◆ Data provided:
+++

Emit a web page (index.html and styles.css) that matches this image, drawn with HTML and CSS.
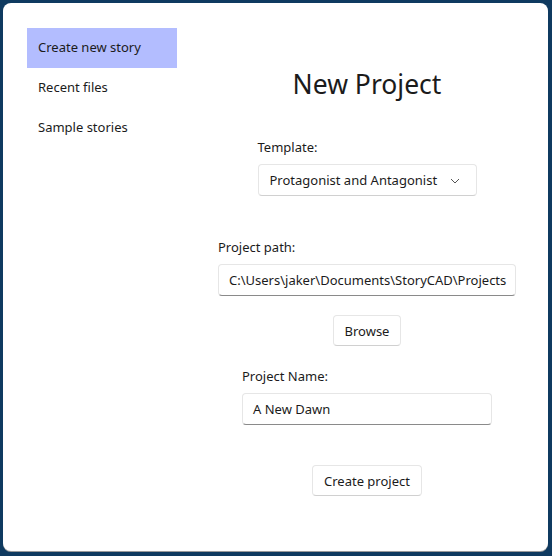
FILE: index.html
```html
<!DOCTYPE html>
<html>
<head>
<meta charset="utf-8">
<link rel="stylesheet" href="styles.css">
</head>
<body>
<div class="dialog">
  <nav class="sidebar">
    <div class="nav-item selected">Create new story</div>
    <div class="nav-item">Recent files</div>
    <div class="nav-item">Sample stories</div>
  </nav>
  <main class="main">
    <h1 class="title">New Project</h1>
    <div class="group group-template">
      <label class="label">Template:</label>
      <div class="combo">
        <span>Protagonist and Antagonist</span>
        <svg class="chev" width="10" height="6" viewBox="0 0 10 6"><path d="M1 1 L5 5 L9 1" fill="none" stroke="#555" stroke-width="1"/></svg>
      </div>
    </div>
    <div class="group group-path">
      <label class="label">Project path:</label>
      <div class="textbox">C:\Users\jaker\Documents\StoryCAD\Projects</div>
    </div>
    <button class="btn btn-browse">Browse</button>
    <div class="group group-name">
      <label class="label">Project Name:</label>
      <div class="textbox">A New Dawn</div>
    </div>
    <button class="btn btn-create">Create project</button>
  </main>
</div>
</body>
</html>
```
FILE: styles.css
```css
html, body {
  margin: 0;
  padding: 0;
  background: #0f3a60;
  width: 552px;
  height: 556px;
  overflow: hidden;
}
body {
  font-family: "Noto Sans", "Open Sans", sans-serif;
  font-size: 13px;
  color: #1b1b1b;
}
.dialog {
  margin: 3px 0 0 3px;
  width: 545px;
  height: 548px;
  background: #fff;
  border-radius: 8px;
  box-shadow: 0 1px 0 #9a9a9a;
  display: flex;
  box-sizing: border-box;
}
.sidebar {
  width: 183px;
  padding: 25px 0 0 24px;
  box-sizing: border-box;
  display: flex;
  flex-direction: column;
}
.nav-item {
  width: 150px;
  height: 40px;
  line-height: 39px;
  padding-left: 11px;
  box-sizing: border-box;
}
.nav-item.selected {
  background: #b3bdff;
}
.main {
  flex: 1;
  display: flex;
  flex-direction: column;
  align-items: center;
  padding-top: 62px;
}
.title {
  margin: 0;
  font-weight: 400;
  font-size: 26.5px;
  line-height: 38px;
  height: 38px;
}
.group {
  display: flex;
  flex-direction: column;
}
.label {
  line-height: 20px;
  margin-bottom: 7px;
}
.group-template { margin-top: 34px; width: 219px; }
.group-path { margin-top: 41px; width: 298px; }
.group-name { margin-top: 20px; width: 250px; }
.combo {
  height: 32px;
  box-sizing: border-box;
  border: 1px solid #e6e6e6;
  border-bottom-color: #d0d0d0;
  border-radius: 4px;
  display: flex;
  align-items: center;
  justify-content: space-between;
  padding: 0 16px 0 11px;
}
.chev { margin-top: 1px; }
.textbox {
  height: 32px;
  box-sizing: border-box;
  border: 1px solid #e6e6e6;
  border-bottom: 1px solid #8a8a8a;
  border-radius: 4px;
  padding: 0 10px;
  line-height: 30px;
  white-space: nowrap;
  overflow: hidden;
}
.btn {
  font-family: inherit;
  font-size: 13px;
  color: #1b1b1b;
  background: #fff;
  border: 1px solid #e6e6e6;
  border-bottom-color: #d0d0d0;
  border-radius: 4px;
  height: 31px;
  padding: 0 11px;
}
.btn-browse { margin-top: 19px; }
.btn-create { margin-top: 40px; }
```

+++

◆ Your objective:
Omit pictures; set down the rest of the material word for word.

◆ Full solution:
Emit a web page (index.html and styles.css) that matches this image, drawn with HTML and CSS.
FILE: index.html
```html
<!DOCTYPE html>
<html>
<head>
<meta charset="utf-8">
<link rel="stylesheet" href="styles.css">
</head>
<body>
<div class="dialog">
  <nav class="sidebar">
    <div class="nav-item selected">Create new story</div>
    <div class="nav-item">Recent files</div>
    <div class="nav-item">Sample stories</div>
  </nav>
  <main class="main">
    <h1 class="title">New Project</h1>
    <div class="group group-template">
      <label class="label">Template:</label>
      <div class="combo">
        <span>Protagonist and Antagonist</span>
        <svg class="chev" width="10" height="6" viewBox="0 0 10 6"><path d="M1 1 L5 5 L9 1" fill="none" stroke="#555" stroke-width="1"/></svg>
      </div>
    </div>
    <div class="group group-path">
      <label class="label">Project path:</label>
      <div class="textbox">C:\Users\jaker\Documents\StoryCAD\Projects</div>
    </div>
    <button class="btn btn-browse">Browse</button>
    <div class="group group-name">
      <label class="label">Project Name:</label>
      <div class="textbox">A New Dawn</div>
    </div>
    <button class="btn btn-create">Create project</button>
  </main>
</div>
</body>
</html>
```
FILE: styles.css
```css
html, body {
  margin: 0;
  padding: 0;
  background: #0f3a60;
  width: 552px;
  height: 556px;
  overflow: hidden;
}
body {
  font-family: "Noto Sans", "Open Sans", sans-serif;
  font-size: 13px;
  color: #1b1b1b;
}
.dialog {
  margin: 3px 0 0 3px;
  width: 545px;
  height: 548px;
  background: #fff;
  border-radius: 8px;
  box-shadow: 0 1px 0 #9a9a9a;
  display: flex;
  box-sizing: border-box;
}
.sidebar {
  width: 183px;
  padding: 25px 0 0 24px;
  box-sizing: border-box;
  display: flex;
  flex-direction: column;
}
.nav-item {
  width: 150px;
  height: 40px;
  line-height: 39px;
  padding-left: 11px;
  box-sizing: border-box;
}
.nav-item.selected {
  background: #b3bdff;
}
.main {
  flex: 1;
  display: flex;
  flex-direction: column;
  align-items: center;
  padding-top: 62px;
}
.title {
  margin: 0;
  font-weight: 400;
  font-size: 26.5px;
  line-height: 38px;
  height: 38px;
}
.group {
  display: flex;
  flex-direction: column;
}
.label {
  line-height: 20px;
  margin-bottom: 7px;
}
.group-template { margin-top: 34px; width: 219px; }
.group-path { margin-top: 41px; width: 298px; }
.group-name { margin-top: 20px; width: 250px; }
.combo {
  height: 32px;
  box-sizing: border-box;
  border: 1px solid #e6e6e6;
  border-bottom-color: #d0d0d0;
  border-radius: 4px;
  display: flex;
  align-items: center;
  justify-content: space-between;
  padding: 0 16px 0 11px;
}
.chev { margin-top: 1px; }
.textbox {
  height: 32px;
  box-sizing: border-box;
  border: 1px solid #e6e6e6;
  border-bottom: 1px solid #8a8a8a;
  border-radius: 4px;
  padding: 0 10px;
  line-height: 30px;
  white-space: nowrap;
  overflow: hidden;
}
.btn {
  font-family: inherit;
  font-size: 13px;
  color: #1b1b1b;
  background: #fff;
  border: 1px solid #e6e6e6;
  border-bottom-color: #d0d0d0;
  border-radius: 4px;
  height: 31px;
  padding: 0 11px;
}
.btn-browse { margin-top: 19px; }
.btn-create { margin-top: 40px; }
```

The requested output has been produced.